Earl Posted July 7, 2006 Posted July 7, 2006 Comp. A & Comp. B co-sponsor a 401k plan. Comp. A stock is sold to Mega-Comp. C on 4/1/06. Comp. A's Board, on 3/31/06, passed a resolution saying, "the Company will cease to be a participating "Employer" in the Plan effective as of the close of business on March 31, 2006". I don't think that created a "distributable event" for the employees of Comp. A because it was not "termination of the plan" before the sale. Am I correct? Or would this allow for distribution of 401k money for employees of Comp. A now working for Mega-Comp. C? ************** I think that to allow for distributions they would have had to spin off one of the companies (A or B) from the A+B Plan and then A could have terminated pre-sale, thus allowing for distribution of assets.

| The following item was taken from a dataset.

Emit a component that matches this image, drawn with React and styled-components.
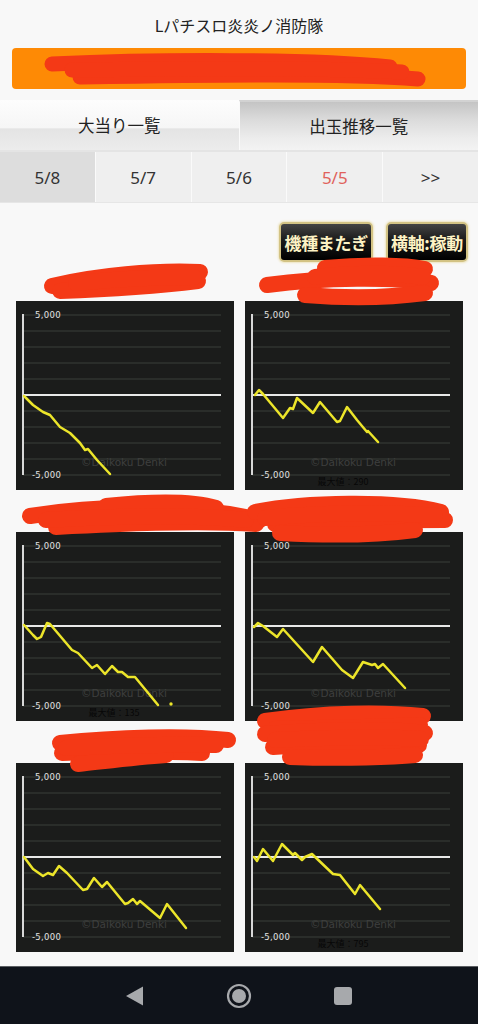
import styled, { createGlobalStyle } from 'styled-components'

const GlobalStyle = createGlobalStyle`
    html, body {
        margin: 0;
        padding: 0;
        background: #f8f8f8;
    }
    body {
        font-family: "Noto Sans", "Noto Sans CJK JP", sans-serif;
    }
`

const RED = '#f43916'

const charts = [
    {
        points: '8,95 17,104 27,111 34,114 44,126 54,132 64,142 69,149 72,148 81,159 94,173',
        scribble: ['M36 27 C 80 16, 140 11, 184 13', 'M44 32 C 100 30, 150 26, 182 22', 'M60 24 C 100 20, 150 18, 178 18'],
    },
    {
        points: '10,94 14,89 18,93 38,117 45,107 48,108 52,97 68,112 75,101 92,121 95,120 102,106 112,119 122,131 123,130 133,141',
        max: '最大値：290',
        scribble: [
            'M80 9 C 120 5, 160 6, 180 10',
            'M22 26 C 80 18, 150 18, 186 24',
            'M60 36 C 110 40, 150 38, 180 34',
            'M70 18 C 110 14, 150 14, 178 18',
        ],
    },
    {
        points: '8,93 17,103 21,107 25,105 31,91 34,92 56,118 62,121 76,136 81,133 89,142 96,134 102,140 106,140 112,145 119,145 142,173',
        dot: [155, 172],
        max: '最大値：135',
        scribble: [
            'M14 26 C 80 15, 170 13, 244 30',
            'M40 37 C 100 34, 180 30, 240 34',
            'M90 16 C 140 11, 180 12, 200 18',
            'M30 30 C 100 26, 170 24, 230 30',
        ],
    },
    {
        points: '9,95 13,91 18,94 32,105 38,97 68,130 77,115 97,138 108,146 118,130 127,133 130,132 133,136 138,132 160,156',
        max: '最大値：',
        scribble: [
            'M10 22 C 60 12, 150 10, 196 22',
            'M30 34 C 90 30, 160 30, 200 30',
            'M35 43 C 90 46, 140 44, 170 40',
            'M20 28 C 80 22, 150 22, 190 26',
            'M20 231 C 80 222, 140 222, 178 226',
            'M30 239 C 90 237, 150 237, 175 235',
        ],
    },
    {
        points: '8,94 17,106 27,113 32,110 37,112 43,103 51,110 67,127 71,126 78,115 86,124 91,119 109,141 112,140 117,136 121,141 124,138 144,155 151,141 170,165',
        scribble: [
            'M44 22 C 100 16, 170 14, 212 19',
            'M46 32 C 100 30, 150 30, 186 32',
            'M62 43 C 90 40, 120 36, 150 34',
            'M50 27 C 100 24, 150 23, 200 24',
        ],
    },
    {
        points: '9,94 12,98 18,86 28,98 37,81 48,92 50,90 57,97 60,94 67,91 88,111 95,112 110,131 115,122 135,146',
        max: '最大値：795',
        scribble: [
            'M20 13 C 80 8, 150 8, 180 12',
            'M28 26 C 80 22, 140 22, 174 24',
            'M45 36 C 100 38, 150 36, 170 34',
            'M30 19 C 80 16, 140 16, 176 18',
        ],
    },
]

const dates = ['5/8', '5/7', '5/6', '5/5', '>>']

const Chart = ({ points, dot, max }) => {
    const grid = Array.from({ length: 11 }, (_, i) => 14 + i * 16)
    return (
        <ChartSvg viewBox="0 0 218 189" width="218" height="189">
            <rect width="218" height="189" fill="#1b1c1b" />
            {grid.map((y, i) => (
                <line
                    key={i}
                    x1="7"
                    x2="205"
                    y1={y}
                    y2={y}
                    stroke={i === 5 ? '#e8e8e8' : '#3b3e3b'}
                    strokeWidth={i === 5 ? 2 : 1}
                />
            ))}
            <line x1="7" x2="7" y1="13" y2="174" stroke="#d8d8d8" strokeWidth="2" />
            <AxisText x="19" y="16.5">5,000</AxisText>
            <AxisText x="16" y="176.5">-5,000</AxisText>
            <Watermark x="108" y="165" textAnchor="middle">©Daikoku Denki</Watermark>
            <polyline
                points={points}
                fill="none"
                stroke="#ece52a"
                strokeWidth="2.5"
                strokeLinejoin="round"
                strokeLinecap="round"
            />
            {dot && <circle cx={dot[0]} cy={dot[1]} r="1.7" fill="#ece52a" />}
            {max && (
                <MaxText x="98" y="184" textAnchor="middle">
                    {max}
                </MaxText>
            )}
        </ChartSvg>
    )
}

const Scribble = ({ paths, width, height, stroke = 16 }) => (
    <ScribbleSvg width={width} height={height} viewBox={`0 0 ${width} ${height}`}>
        {paths.map((d, i) => (
            <path key={i} d={d} fill="none" stroke={RED} strokeWidth={stroke} strokeLinecap="round" />
        ))}
    </ScribbleSvg>
)

const App = () => {
    return (
        <Page>
            <GlobalStyle />
            <Title>Lパチスロ炎炎ノ消防隊</Title>
            <Banner>
                <Scribble
                    width={454}
                    height={41}
                    stroke={15}
                    paths={[
                        'M40 16 C 150 11, 300 11, 378 19',
                        'M68 29 C 200 27, 330 25, 406 31',
                        'M60 22 C 200 20, 320 20, 390 24',
                    ]}
                />
            </Banner>
            <Tabs>
                <Tab>大当り一覧</Tab>
                <Tab $active>出玉推移一覧</Tab>
            </Tabs>
            <DateRow>
                {dates.map((d, i) => (
                    <DateCell key={d} $current={i === 0} $holiday={d === '5/5'}>
                        {d}
                    </DateCell>
                ))}
            </DateRow>
            <ToolRow>
                <GoldButton>機種またぎ</GoldButton>
                <GoldButton>横軸:稼動</GoldButton>
            </ToolRow>
            <ChartGrid>
                {charts.map((c, i) => (
                    <Card key={i}>
                        <CardLabel>
                            <Scribble width={218} height={42} paths={c.scribble} />
                        </CardLabel>
                        <Chart points={c.points} dot={c.dot} max={c.max} />
                    </Card>
                ))}
            </ChartGrid>
            <NavBar>
                <NavItem>
                    <svg width="20" height="22" viewBox="0 0 20 22">
                        <path d="M1 11 L18 1.5 L18 20.5 Z" fill="#a7a9ac" strokeLinejoin="round" />
                    </svg>
                </NavItem>
                <NavItem>
                    <svg width="26" height="26" viewBox="0 0 26 26">
                        <circle cx="13" cy="13" r="11" fill="none" stroke="#a7a9ac" strokeWidth="2.2" />
                        <circle cx="13" cy="13" r="7" fill="#a7a9ac" />
                    </svg>
                </NavItem>
                <NavItem>
                    <svg width="20" height="20" viewBox="0 0 20 20">
                        <rect x="1" y="1" width="18" height="18" rx="3" fill="#a7a9ac" />
                    </svg>
                </NavItem>
            </NavBar>
        </Page>
    )
}

const Page = styled.div`
    width: 478px;
    height: 1024px;
    display: flex;
    flex-direction: column;
    background: #f8f8f8;
    overflow: hidden;
`

const Title = styled.div`
    height: 48px;
    line-height: 50px;
    text-align: center;
    font-size: 16px;
    color: #222;
    font-family: "Noto Sans CJK JP", sans-serif;
`

const Banner = styled.div`
    position: relative;
    height: 41px;
    margin: 0 12px;
    background: #fe8a05;
    border-radius: 4px;
`

const ScribbleSvg = styled.svg`
    position: absolute;
    left: 0;
    top: 0;
    overflow: visible;
    z-index: 2;
    pointer-events: none;
`

const Tabs = styled.div`
    display: flex;
    height: 50px;
    margin-top: 11px;
    border-bottom: 2px solid #e4e4e4;
`

const Tab = styled.div`
    flex: 1;
    display: flex;
    align-items: center;
    justify-content: center;
    font-size: 16.5px;
    color: #222;
    font-family: "Noto Sans CJK JP", sans-serif;
    background: ${(p) =>
        p.$active
            ? 'linear-gradient(#c4c4c4 0%, #dadada 35%, #ececec 75%, #f3f3f3 100%)'
            : 'linear-gradient(#fdfdfd 0%, #f6f6f6 55%, #e4e4e4 58%, #ececec 100%)'};
    border-top: ${(p) => (p.$active ? '2px solid #d2d2d2' : '0')};
    border-left: ${(p) => (p.$active ? '1px solid #fafafa' : '0')};
    box-sizing: border-box;
`

const DateRow = styled.div`
    display: flex;
    height: 50px;
    border-bottom: 1px solid #e6e6e6;
`

const DateCell = styled.div`
    flex: 1;
    display: flex;
    align-items: center;
    justify-content: center;
    font-size: 17px;
    color: ${(p) => (p.$holiday ? '#e0625c' : '#333')};
    background: ${(p) => (p.$current ? '#dddddd' : '#efefef')};
    border-left: 1px solid #fafafa;
    &:first-child {
        border-left: 0;
    }
`

const ToolRow = styled.div`
    display: flex;
    justify-content: flex-end;
    gap: 13px;
    padding: 19px 10px 0 0;
`

const GoldButton = styled.div`
    height: 40px;
    box-sizing: border-box;
    padding: 0 3px;
    display: flex;
    align-items: center;
    font-family: "Noto Sans CJK JP", sans-serif;
    font-weight: 700;
    font-size: 17px;
    letter-spacing: -0.3px;
    color: #fdf2c4;
    background: linear-gradient(#444 0%, #1a1a1a 45%, #000 100%);
    border: 2px solid #d3c384;
    border-radius: 5px;
    box-shadow: 0 0 2px 1px #efe6c2;
`

const ChartGrid = styled.div`
    display: grid;
    grid-template-columns: 218px 218px;
    column-gap: 11px;
    row-gap: 3px;
    padding-left: 16px;
`

const Card = styled.div`
    display: flex;
    flex-direction: column;
`

const CardLabel = styled.div`
    position: relative;
    height: 39px;
    z-index: 2;
    & > svg {
        top: -3px;
    }
`

const ChartSvg = styled.svg`
    display: block;
    font-family: "DejaVu Sans", sans-serif;
`

const AxisText = styled.text`
    font-size: 8.5px;
    fill: #e2e2e2;
    letter-spacing: 0.3px;
`

const Watermark = styled.text`
    font-size: 10.5px;
    fill: #3e3f3e;
`

const MaxText = styled.text`
    font-size: 9px;
    fill: #070707;
    font-family: "Noto Sans CJK JP", sans-serif;
`

const NavBar = styled.div`
    margin-top: auto;
    height: 57px;
    background: #0f131a;
    border-top: 1px solid #5c5f63;
    display: flex;
    justify-content: center;
    align-items: center;
`

const NavItem = styled.div`
    width: 104px;
    display: flex;
    justify-content: center;
    align-items: center;
    & svg {
        display: block;
    }
`

export default App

Without the spin-off, if plan terminated and distributed $, Comp B. would not be allowed to have a plan for a year. Right? ************** Is there any issue with a Trustee-to-Trustee transfer of the money from the A+B plan to the Mega-Co Plan now that Comp A is not a participating employer in the A+B Plan? (Although I don't know where else the money can go.) Thanks CBW
Nate X Posted July 10, 2006 Posted July 10, 2006 This is kind of the exception to the rule. Since the plan was the “AB Plan” and NOT the “A Plan”, it would create a distributable event at the point when Company A stopped participating in the AB Plan. I believe since the resolution to stop participation in the AB Plan was already completed, that a trustee to trustee transfer could NOT be done. Participants would have the choice whether to roll their balance into the new plan or not.
Earl Posted July 10, 2006 Author Posted July 10, 2006 Great. I can take that to the bank, right? thanks for taking the time. CBW
Nate X Posted July 10, 2006 Posted July 10, 2006 It's definitely a distributable event (General Counsel Memorandum 39824 of 1990).